Beatitudine

“Uomo, se vuoi esser saggio e vuoi conoscere Dio e te, devi prima bruciare la brama mondana in te”.
Con queste parole di Angelus Silesius (nome che nel 1653 Johannes Scheffler scelse dopo essersi convertito al cattolicesimo dal luteranesimo) Francesco Roat, saggista e critico letterario trentino conclude il suo ultimo saggio dal titolo “Beatitudine” (editrice L’Ancora) appena pubblicato.
Roat ha ripercorso le tappe del mistico Silesius verso la stesura di un’opera “Il pellegrino cherubico” universalmente riconosciuta come sintesi del misticismo cristiano. Johannes Scheffler è oggi un “assai poco celebre mistico, poeta, filosofo e medico tedesco del XVII secolo”, scrive Roat. Il suo merito: tradurre in poesia la mistica cristiana, poco intellegibile ai profani di teologia e religione. Meister Eckhardt, il più famoso domenicano, portò la tradizione della mistica cristiana nella filosofia medievale.

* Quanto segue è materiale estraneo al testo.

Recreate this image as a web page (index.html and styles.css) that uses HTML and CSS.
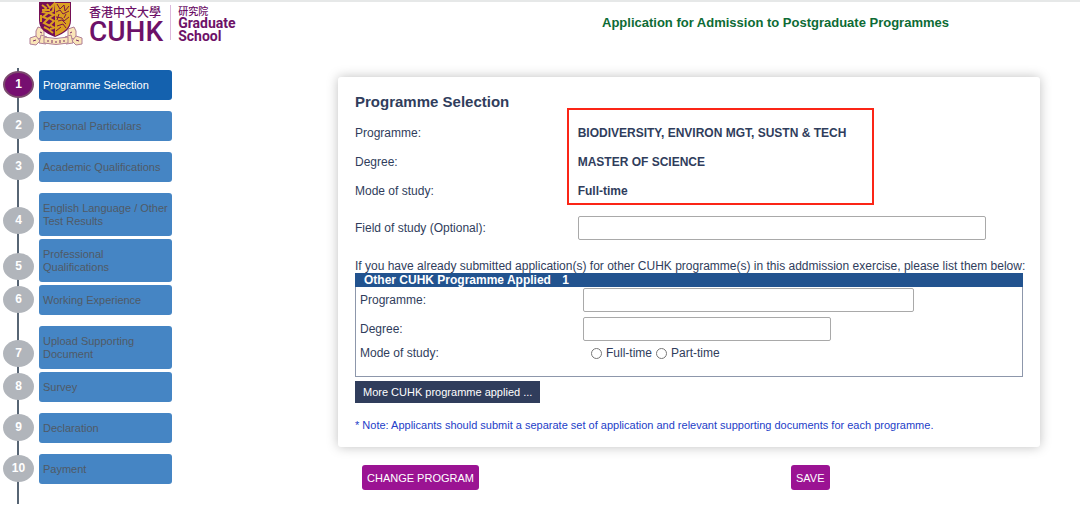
FILE: index.html
```
<!DOCTYPE html>
<html lang="en">

<head>
    <meta charset="UTF-8">
    <meta name="viewport" content="width=device-width, initial-scale=1.0">
    <title>Application for Admission to Postgraduate Programmes</title>
    <link rel="stylesheet" href="styles.css">
</head>

<body>

    <header class="top">
        <a class="logo" href="#" aria-label="CUHK Graduate School">
            <svg class="crest" viewBox="0 0 54 44" width="54" height="44">
                <!-- ribbon -->
                <g fill="#fae5b8" stroke="#b07f95" stroke-width="1">
                    <path d="M9 25l6 2v9l-8 1v-8z"/>
                    <path d="M45 25l-6 2v9l8 1v-8z"/>
                    <path d="M1 36l6-2l4 5l-4 4l-6-1z"/>
                    <path d="M53 36l-6-2l-4 5l4 4l6-1z"/>
                    <path d="M12 33l6 2l-1 7l-7-1z"/>
                    <path d="M42 33l-6 2l1 7l7-1z"/>
                    <path d="M15 35q12 3 24 0v6q-12 3-24 0z"/>
                </g>
                <path d="M19 38v2M23 38v3M27 39v2M31 38v3M35 38v2M4 39l3-1M47 38l3 1M11 30l2 1M41 31l2-1" stroke="#7b2c66" stroke-width="1"/>
                <!-- shield -->
                <path d="M10 0H42V18C42 27 36 31 26 35C16 31 10 27 10 18Z" fill="#751056"/>
                <path d="M26 1H41V18C41 26 35 30 26 34Z" fill="#dba021"/>
                <!-- phoenix -->
                <g fill="none" stroke="#dba021" stroke-width="2">
                    <path d="M13 3l4 3l-3 4l5 1l-5 4l5 2l-4 4l6 3"/>
                    <path d="M18 2l3 4l4-4l-1 7l-4 2l5 2l-5 3l5 3l-4 4l5 3"/>
                    <path d="M12 13v7M15 25l4 2l5 4M21 27l4-1M13 8l8 0"/>
                </g>
                <g fill="none" stroke="#7b1648" stroke-width="1">
                    <path d="M28 2l3 5l4-4l1 6l4-5M27 10l4-2l3 4l6-3"/>
                    <path d="M27 15l6 1l2 3l5-4M29 19l4-1l4 4M28 24l6-2l3 4M27 29l5-4M30 12l-2 6M37 12l-2 4"/>
                </g>
            </svg>
            <span class="logo-uni">
                <span class="uni-zh" lang="zh-Hant">香港中文大學</span>
                <span class="uni-en">CUHK</span>
            </span>
            <span class="logo-school">
                <span class="school-zh" lang="zh-Hant">研究院</span>
                <span class="school-en">Graduate<br>School</span>
            </span>
        </a>
        <h1>Application for Admission to Postgraduate Programmes</h1>
    </header>

    <div class="page">
        <nav class="sidebar">
            <ol class="steps">
                <li class="active"><span class="num">1</span><a href="#">Programme Selection</a></li>
                <li><span class="num">2</span><a href="#">Personal Particulars</a></li>
                <li><span class="num">3</span><a href="#">Academic Qualifications</a></li>
                <li class="tall"><span class="num">4</span><a href="#">English Language / Other Test Results</a></li>
                <li class="tall"><span class="num">5</span><a href="#">Professional Qualifications</a></li>
                <li><span class="num">6</span><a href="#">Working Experience</a></li>
                <li class="tall"><span class="num">7</span><a href="#">Upload Supporting Document</a></li>
                <li><span class="num">8</span><a href="#">Survey</a></li>
                <li><span class="num">9</span><a href="#">Declaration</a></li>
                <li><span class="num">10</span><a href="#">Payment</a></li>
            </ol>
        </nav>

        <form class="main">
            <section class="card">
                <h2>Programme Selection</h2>

                <dl class="summary">
                    <dt>Programme:</dt>
                    <dd>BIODIVERSITY, ENVIRON MGT, SUSTN &amp; TECH</dd>
                    <dt>Degree:</dt>
                    <dd>MASTER OF SCIENCE</dd>
                    <dt>Mode of study:</dt>
                    <dd>Full-time</dd>
                </dl>

                <div class="row field-study">
                    <label for="field">Field of study (Optional):</label>
                    <input type="text" id="field" class="w-long">
                </div>

                <p class="intro">If you have already submitted application(s) for other CUHK programme(s) in this addmission exercise, please list them below:</p>

                <div class="other">
                    <h3>Other CUHK Programme Applied <span>1</span></h3>
                    <div class="other-body">
                        <div class="row">
                            <label for="prog1">Programme:</label>
                            <input type="text" id="prog1" class="w-mid">
                        </div>
                        <div class="row">
                            <label for="degree1">Degree:</label>
                            <input type="text" id="degree1" class="w-short">
                        </div>
                        <div class="row mode">
                            <span>Mode of study:</span>
                            <div class="radios">
                                <input type="radio" name="mode1" id="ft1"><label for="ft1">Full-time</label>
                                <input type="radio" name="mode1" id="pt1"><label for="pt1">Part-time</label>
                            </div>
                        </div>
                    </div>
                </div>

                <button type="button" class="more">More CUHK programme applied ...</button>

                <p class="note">* Note: Applicants should submit a separate set of application and relevant supporting documents for each programme.</p>
            </section>

            <div class="actions">
                <button type="button">CHANGE PROGRAM</button>
                <button type="button">SAVE</button>
            </div>
        </form>
    </div>

</body>

</html>
```
FILE: styles.css
```
*,
*::before,
*::after {
    box-sizing: border-box;
}

body {
    margin: 0;
    font-family: "Liberation Sans", Arial, sans-serif;
    font-size: 12px;
    color: #303d5c;
    background-color: #fff;
}

h1, h2, h3, p, dl, dd, ol {
    margin: 0;
    padding: 0;
}

.top {
    display: flex;
    align-items: flex-start;
    height: 68px;
    border-top: 2px solid #e6e8e8;
}

.logo {
    display: flex;
    width: 471px;
    flex-shrink: 0;
    padding-left: 29px;
    color: #6d1168;
    text-decoration: none;
}

.logo span {
    display: block;
}

.logo-uni {
    padding: 3px 7px 0 6px;
}

.uni-zh {
    font: 500 12px/13px "Noto Sans CJK TC", sans-serif;
}

.logo .uni-en {
    font: 500 28px/28px Roboto, sans-serif;
}

.logo-school {
    height: 35px;
    margin-top: 3px;
    padding-left: 7px;
    border-left: 1px solid #dcb8dc;
}

.school-zh {
    font: 500 10px/12px "Noto Sans CJK TC", sans-serif;
}

.school-en {
    font: bold 14px/13px Roboto, sans-serif;
}

h1 {
    flex: 1;
    padding-top: 13px;
    font-size: 13px;
    line-height: 16px;
    text-align: center;
    color: #0d6b35;
}

.page {
    display: flex;
    align-items: flex-start;
}

/* left menu */
.sidebar {
    width: 338px;
    flex-shrink: 0;
}

.steps {
    position: relative;
    width: 172px;
    padding: 2px 0 20px 3px;
    list-style: none;
}

/* vertical line behind the numbers */
.steps::before {
    content: "";
    position: absolute;
    top: 0;
    bottom: 0;
    left: 17px;
    width: 2px;
    background-color: #576574;
}

.steps li {
    display: flex;
    align-items: flex-end;
    gap: 5px;
    margin-bottom: 11px;
}

.steps li:last-child {
    margin-bottom: 0;
}

.steps .tall {
    margin-bottom: 3px;
}

.num {
    position: relative;
    width: 31px;
    height: 27px;
    margin-bottom: 2px;
    border-radius: 50%;
    background-color: #b1b5bb;
    color: #fff;
    font-weight: bold;
    line-height: 27px;
    text-align: center;
}

.steps a {
    display: flex;
    align-items: center;
    flex: 1;
    height: 30px;
    padding: 0 4px;
    border-radius: 3px;
    background-color: #4585c4;
    color: #505a66;
    font-size: 11px;
    line-height: 13px;
    text-decoration: none;
}

.steps .tall a {
    height: 43px;
}

.active .num {
    border: 2px solid #7b4b6d;
    background-color: #760f70;
    line-height: 23px;
}

.steps .active a {
    background-color: #1461ae;
    color: #fff;
}

/* form */
.main {
    flex: 1;
    min-width: 0;
    padding: 9px 40px 0 0;
}

.card {
    padding: 16px 17px 14px;
    border-radius: 3px;
    background-color: #fff;
    box-shadow: 0 0 12px rgba(0, 0, 0, 0.25);
}

h2 {
    font-size: 15px;
    line-height: 18px;
}

.summary {
    position: relative;
    display: grid;
    grid-template-columns: 1fr 2fr;
    margin-top: 8px;
    line-height: 29px;
}

.summary dd {
    font-weight: bold;
}

/* highlight frame over the chosen programme */
.summary::after {
    content: "";
    position: absolute;
    top: -11px;
    bottom: 1px;
    left: calc(33% - 8px);
    width: 307px;
    border: 2px solid #fb2516;
}

.row {
    display: grid;
    grid-template-columns: 1fr 2fr;
    align-items: center;
}

.field-study {
    margin-top: 10px;
}

input[type="text"] {
    height: 24px;
    padding: 0 4px;
    border: 1px solid #a9a9a9;
    border-radius: 2px;
    background-color: #fff;
}

.w-long {
    width: 408px;
}

.w-mid {
    width: 331px;
}

.w-short {
    width: 248px;
}

.intro {
    margin-top: 19px;
    line-height: 14px;
    white-space: nowrap;
}

h3 {
    padding-left: 9px;
    background-color: #22538f;
    color: #fff;
    font-size: 12px;
    line-height: 14px;
}

h3 span {
    margin-left: 8px;
}

.other-body {
    display: grid;
    gap: 5px;
    padding: 1px 0 16px 4px;
    border: 1px solid #8d97ab;
    border-top: none;
}

.other-body .row {
    grid-template-columns: 223px 1fr;
}

.radios {
    display: flex;
    align-items: center;
    padding-left: 8px;
}

.radios input {
    width: 11px;
    height: 11px;
    margin: 0 4px 0 0;
}

.radios label {
    margin-right: 4px;
}

button {
    border: none;
    color: #fff;
    font-family: inherit;
    font-size: 11px;
    cursor: pointer;
}

.more {
    display: block;
    height: 22px;
    margin-top: 4px;
    padding: 0 8px;
    background-color: #303d5c;
}

.note {
    margin-top: 14px;
    color: #2340c8;
    font-size: 11px;
    line-height: 16px;
}

.actions {
    display: grid;
    grid-template-columns: 429px 1fr;
    justify-items: start;
    padding: 18px 0 0 24px;
}

.actions button {
    height: 25px;
    padding: 0 5px;
    border-radius: 3px;
    background-color: #9b1393;
}
```
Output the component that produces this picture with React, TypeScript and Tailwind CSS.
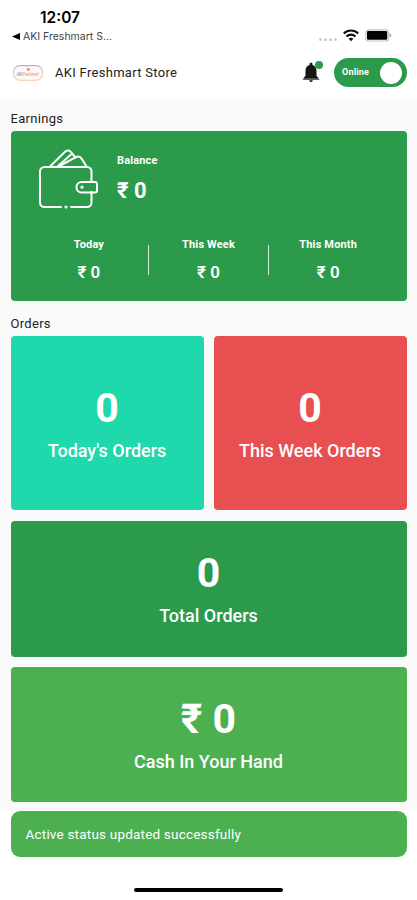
import React from "react";

function Battery() {
  return (
    <svg width="27" height="13" viewBox="0 0 27 13" fill="none">
      <rect x="0.8" y="0.8" width="22.6" height="11.2" rx="2.6" stroke="#c4c4c4" strokeWidth="1.2" />
      <rect x="2" y="2" width="20.2" height="8.8" rx="1.2" fill="#000" />
      <path d="M24.6 4.2v4.2c1-.4 1.6-1.2 1.6-2.1s-.6-1.7-1.6-2.1z" fill="#999" />
    </svg>
  );
}

function Wifi() {
  return (
    <svg width="16" height="13" viewBox="0 0 16 13" fill="none" stroke="#111" strokeWidth="2.1">
      <path d="M0.8 4.4a10.4 10.4 0 0 1 14.4 0" />
      <path d="M3.5 7.4a6.5 6.5 0 0 1 9 0" />
      <path d="M8 12.3 5.6 9.8a3.5 3.5 0 0 1 4.8 0z" fill="#111" stroke="none" />
    </svg>
  );
}

function StoreLogo() {
  return (
    <svg width="30" height="16" viewBox="0 0 30 16">
      <defs>
        <linearGradient id="ring" x1="0" y1="0" x2="0" y2="1">
          <stop offset="0" stopColor="#a9b4dc" />
          <stop offset="0.5" stopColor="#e9c9c6" />
          <stop offset="1" stopColor="#ffc79f" />
        </linearGradient>
      </defs>
      <rect x="0.6" y="0.6" width="28.8" height="14.6" rx="6" fill="#fffaf7" stroke="url(#ring)" strokeWidth="1.1" />
      <circle cx="15.3" cy="4.2" r="1.5" fill="#f08a78" />
      <text x="3.5" y="10.9" fontSize="5" fontWeight="700" fontFamily="Roboto, sans-serif" fill="#a9b8e0" textLength="6">AKI</text>
      <text x="10" y="10.9" fontSize="5" fontWeight="700" fontFamily="Roboto, sans-serif" fill="#f7ab83" textLength="16" lengthAdjust="spacingAndGlyphs">Freshmart</text>
    </svg>
  );
}

function Bell() {
  return (
    <svg width="18" height="21" viewBox="0 0 18 21">
      <path d="M9 .8c.9 0 1.5.6 1.5 1.4v.7c2.5.7 4 2.9 4 5.6v5.2l1.9 2.3v.8H1.6V16l1.9-2.3V8.500c0-2.700 1.500-4.900 4-5.600v-.7C7.500 1.400 8.100.8 9 .8z" fill="#151515" />
      <path d="M.8 16.800h16.400v1.100H.8z" fill="#555" />
      <path d="M7.200 18.200h3.600c0 1.100-.8 1.900-1.800 1.900s-1.800-.8-1.800-1.900z" fill="#222" />
    </svg>
  );
}

function Wallet() {
  return (
    <svg width="60" height="62" viewBox="0 0 60 62" fill="none" stroke="#fff" strokeWidth="2" strokeLinecap="round" strokeLinejoin="round">
      <path d="M53.500 33V22.500a4.500 4.500 0 0 0-4.500-4.500H6.500A4.500 4.500 0 0 0 2 22.500v31a4.500 4.500 0 0 0 4.500 4.500H23" />
      <path d="M33 58h16a4.500 4.500 0 0 0 4.500-4.500V43" />
      <path d="M43.500 33H57a2 2 0 0 1 2 2v6.500a2 2 0 0 1-2 2H43.500a5 5 0 0 1-5-5v-.5a5 5 0 0 1 5-5z" />
      <path d="M12 17.500 27 2.800c2-1.900 4.500-1.500 6 .4l4.500 5.300" />
      <path d="M19.500 17.500 33 5.500M20.500 17.500 37.500 8.300c2.500-1.300 5-.5 6.500 2l4.500 7.200" />
      <circle cx="44" cy="38.200" r=".6" />
      <circle cx="28" cy="58" r=".6" />
    </svg>
  );
}

function Stat({ label }: { label: string }) {
  return (
    <div className="flex flex-1 flex-col items-center">
      <span className="text-[11px] leading-[14px] font-bold tracking-[0.15px]">{label}</span>
      <span className="mt-[9px] text-[17px] leading-[22px] font-semibold">₹ 0</span>
    </div>
  );
}

function Tile({ value, label, className }: { value: string; label: string; className: string }) {
  return (
    <div className={"flex flex-col items-center justify-center rounded-[4px] text-white " + className}>
      <span className="text-[41px] leading-[48px] font-bold">{value}</span>
      <span className="mt-[7px] text-[18px] leading-[24px] font-medium">{label}</span>
    </div>
  );
}

export default function App() {
  return (
    <div className="flex h-[900px] w-[417px] flex-col overflow-hidden bg-white font-['Roboto','DejaVu_Sans',sans-serif] text-[#222]">
      <div className="flex h-[46px] shrink-0 justify-between pr-[25px] pl-[12px]">
        <div className="pt-[9px]">
          <div className="pl-[28px] font-['Inter',sans-serif] text-[15.500px] leading-[18px] font-semibold text-black">12:07</div>
          <div className="mt-[3px] flex items-center font-['Inter',sans-serif] text-[10.500px] leading-[13px] text-[#444]">
            <svg width="8" height="7" viewBox="0 0 8 7" className="mr-[3px]"><path d="M0 3.500 8 0v7z" fill="#000" /></svg>
            AKI Freshmart S...
          </div>
        </div>
        <div className="flex h-[13px] items-center pt-[35px]">
          <div className="mt-[8px] mr-[6px] flex gap-[2px]">
            <i className="size-[3px] rounded-full bg-[#c8c8c8]" />
            <i className="size-[3px] rounded-full bg-[#c8c8c8]" />
            <i className="size-[3px] rounded-full bg-[#c8c8c8]" />
            <i className="size-[3px] rounded-full bg-[#c8c8c8]" />
          </div>
          <Wifi />
          <div className="ml-[6px]"><Battery /></div>
        </div>
      </div>

      <header className="flex h-[54px] shrink-0 items-center pr-[10px] pb-[1px] pl-[13px]">
        <StoreLogo />
        <h1 className="ml-[12px] text-[13px] tracking-[0.3px]">AKI Freshmart Store</h1>
        <div className="relative mr-[14px] ml-auto">
          <Bell />
          <i className="absolute -top-[1px] -right-[3px] size-[8px] rounded-full bg-[#2b9a4a]" />
        </div>
        <div className="flex h-[29px] w-[73px] items-center justify-between rounded-full bg-[#2b9a4a] pr-[5px] pl-[8px]">
          <span className="text-[9px] font-bold tracking-[0.2px] text-white">Online</span>
          <i className="size-[22px] rounded-full bg-white" />
        </div>
      </header>

      <main className="flex h-[711px] shrink-0 flex-col bg-[#fafafa] px-[10.500px]">
        <h2 className="h-[31px] pt-[10px] text-[13px] leading-[17px] tracking-[0.3px]">Earnings</h2>
        <section className="h-[170px] rounded-[4px] bg-[#2b9a4a] text-white">
          <div className="flex h-[107px] pt-[18px] pl-[27.500px]">
            <Wallet />
            <div className="ml-[19px] flex flex-col pt-[5px]">
              <span className="text-[11px] leading-[14px] font-bold tracking-[0.15px]">Balance</span>
              <span className="mt-[9px] text-[22px] leading-[28px] font-bold">₹ 0</span>
            </div>
          </div>
          <div className="flex px-[19px]">
            <Stat label="Today" />
            <i className="mt-[7px] h-[30px] w-px bg-white/80" />
            <Stat label="This Week" />
            <i className="mt-[7px] h-[30px] w-px bg-white/80" />
            <Stat label="This Month" />
          </div>
        </section>
        <h2 className="h-[35px] pt-[14px] text-[13px] leading-[17px] tracking-[0.3px]">Orders</h2>
        <div className="flex gap-[10px]">
          <Tile value="0" label="Today's Orders" className="h-[174px] flex-1 bg-[#1fd9ad]" />
          <Tile value="0" label="This Week Orders" className="h-[174px] flex-1 bg-[#e84f51]" />
        </div>
        <Tile value="0" label="Total Orders" className="mt-[10.500px] h-[136px] bg-[#2b9a4a]" />
        <Tile value="₹ 0" label="Cash In Your Hand" className="mt-[10.500px] h-[135px] bg-[#4caf50]" />
      </main>

      <div className="mx-[10.500px] flex h-[46px] shrink-0 items-center rounded-[9px] bg-[#4caf50] px-[15px] text-[13.500px] tracking-[0.2px] text-white">
        Active status updated successfully
      </div>
      <div className="mx-auto mt-[31px] h-[4px] w-[149px] rounded-full bg-black" />
    </div>
  );
}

Nel ‘600, secolo di Cartesio e delle “matematiche verità” Angelus Silesius fu una voce controcorrente, riproponendo quella dimensione mistica in cui Dio non solo non può essere conosciuto in maniera razionale, ma risulta sconveniente quasi pronunciare quel nome composto di tre lettere. Di lui si può dire solo “ciò che non è”, una teologia negativa, in cui, oltre il nulla, si trova, con infinita umiltà, Dio. Nel suo saggio anche Roat va controcorrente e ci permette l’ascolto di una “visione del mondo”, quella mistica
che appare quasi totalmente dispersa nella nostra epoca. Mette in luce “l’uomo spirituale” d’altri tempi, l’angelico Silesius, per parlarci di oggi e di, (come scrive Marcello Farina nella prefazione al saggio) “una vista spirituale che è soprattutto”esperienza”, non dottrina. Ricerca di “pienezza”, non selezione di parte. “Interiorità abbracciante”, non esteriorità che separa.